Thursday, May 13, 2010

Stifled! Does your horse have a bum knee?

 Stifles. They're the horse equivalent of the human knee and about as complex. I wrote about stifles last year, so I guess this is part II. Since then I found this great intro to stifles: Diagnosis and management of acute stifle injury in adult horses in In Practice September 2008. It's thorough and easy to understand. The picture on the left was borrowed from the article.

Here are a few stifle facts from other resources...
  • The menisci are disks that lie between joints in the stifle. Meniscal tears of the stifle heal very slowly because they have even less blood supply than other tendons/ligaments.
  • Some horses with stifle pain tend to stand with the stifle rotated out 
  • Mild lameness is usually accentuated by ridden exercise, especially when the rider sits on the diagonal of the lame limb.
  • Most humans tear or rupture the cruciate ligaments. This particular injury is rare in horses, which are much more likely to tear or injure the meniscal structures in the joint.  
 The equine stifle, like the human knee, is pretty critical to athletic pursuits of any kind. Although new therapies are showing promise, stifle injuries can be tough to treat. Generally, a significant stifle injury is bad news.

    Diagnosis and management of acute stifle injury in adult horses in In Practice Sept 2008.

    Inside the equine stifle from DVM News  

    Lameness may hinge on the stifle from Thoroughbred Times

    Stifle in Adams lameness in horses.

    Arthroscopy for meniscal tears from The Horse

    Meniscal tears in horses from Michigan State University Veterinary Medical School.
    Stifle disease from Burlington Equine
    Meniscal injury and stifle lameness from

    Diagnosis and treatment of stifle injuries from The Horse

    Diagnosing stifle disease from The Horse

    Lameness Associated with the Stifle and Pelvic  Regions  Proceedings of the Annual Convention of the AAEP 2002.

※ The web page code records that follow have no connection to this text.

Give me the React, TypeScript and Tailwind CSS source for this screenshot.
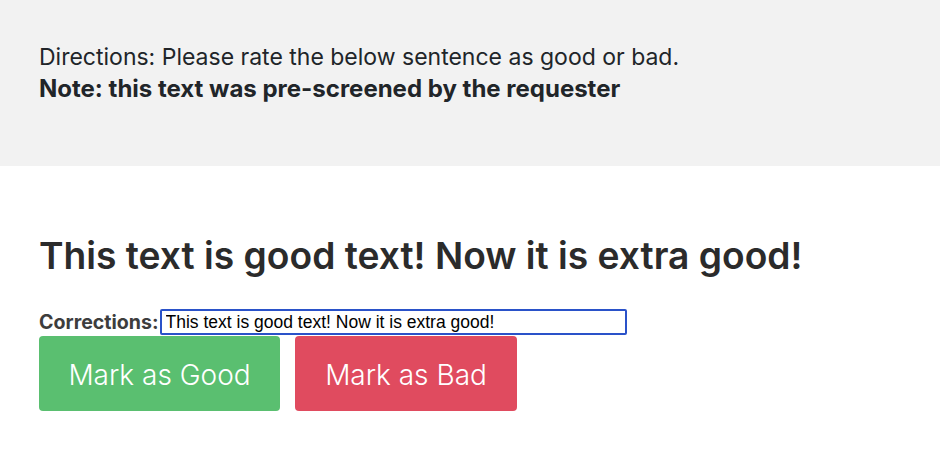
export default function App() {
  const sentence = "This text is good text! Now it is extra good!";
  return (
    <div className="min-h-[470px] bg-white text-[#212529] font-['Inter','Roboto',sans-serif]">
      <div className="bg-[#f2f2f2] h-[166px] px-[39px] pt-[42px]">
        <p className="text-[23px] leading-[31px]">
          Directions: Please rate the below sentence as good or bad.
        </p>
        <p className="text-[24px] leading-[31px] font-bold">
          Note: this text was pre-screened by the requester
        </p>
      </div>
      <div className="px-[39px] pt-[67px]">
        <h1 className="text-[37.2px] leading-[46px] font-semibold text-[#2b2b2b]">
          {sentence}
        </h1>
        <div className="mt-[30px] flex items-center">
          <label className="text-[19.6px] leading-[26px] font-bold text-[#3d3d3d]">
            Corrections:
          </label>
          <input
            className="ml-[1px] w-[467px] h-[26px] border-2 border-[#2a52c9] rounded-[2px] px-[4px] text-[17.5px] text-black outline-none font-['Liberation_Sans',sans-serif]"
            defaultValue={sentence}
          />
        </div>
        <div className="mt-[1px] flex gap-[15px]">
          <button className="w-[241px] h-[75px] bg-[#5abf70] text-white text-[28px] font-light rounded-[4px] pt-[2px]">
            Mark as Good
          </button>
          <button className="w-[222px] h-[75px] bg-[#e04b5f] text-white text-[28px] font-light rounded-[4px] pt-[2px]">
            Mark as Bad
          </button>
        </div>
      </div>
    </div>
  );
}
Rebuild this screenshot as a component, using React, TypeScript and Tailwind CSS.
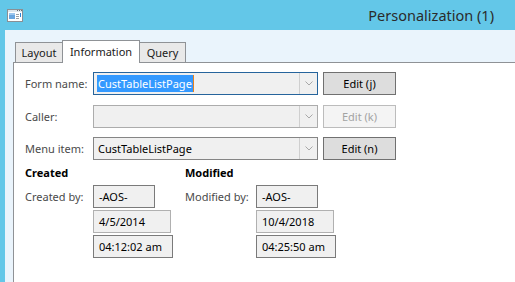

    Treating stifle injuries from  The Horse


    1. This happened to me just this winter. I tore my miniscus from playing Wii. My orthopod called it Wii Knee. They gave me a brace and it was better in a manner of days. I suspect it takes a horse a lot longer to heal. They probably don't get it from playing Wii.

    2. Excellent references..Good blog! Enjoyed my visit.


    3. Interesting information! I know what a cruciate ligament is because I ruptured mine when I was 25 while dancing. Sounded like a gunshot, seriously! And my leg seemed fine afterwards, except for a little swelling, so I didn't go to the doctor immediately which turned out to be a mistake because if you let a ligament shrink it's much harder to repair. Just because you can walk on it doesn't mean it's good. So if you ever mess up your knee, don't wait around to decide if it's going to be fine, get it looked at.

      I've had a draft mare with stifles that made popping noises but she was never lame so the vet said not to worry about it. Her daughter had the same deal. Never had a horse lame because of stifle problems. More than my fair share of splints and bowed tendons (off the track TBs come with those a lot) but not stifles.

    4. Oh stifles! My gelding has bilateral cysts at the base of the femur. I am astounded at how even minor unevenness and pain can dramatically effect his whole body. All the way up to his teeth! His rehabilitation has been a very slow process, but I am in no rush! But practically every month, we are discovering the various ways this issue has effected him.

    5. My first horse got kicked in the stifle.
      The first vet told me he broke something and he'd never be ridable. First time I'd ever wanted to punch someone in the face. She didn't x-ray or anything.
      Second vet said he'd be fine, but it'd be a slow process. And she was right.
      It took him about 6 months of stall rest before we could let him out on small walks and build him up. He recovered from it and we were back jumping 2'6"+ fences again.
      I have to say it's not a great site for injury, because you can't do anything but rest for them. No wraps or anything. I see they have these new slings for them, but too late for my gelding now.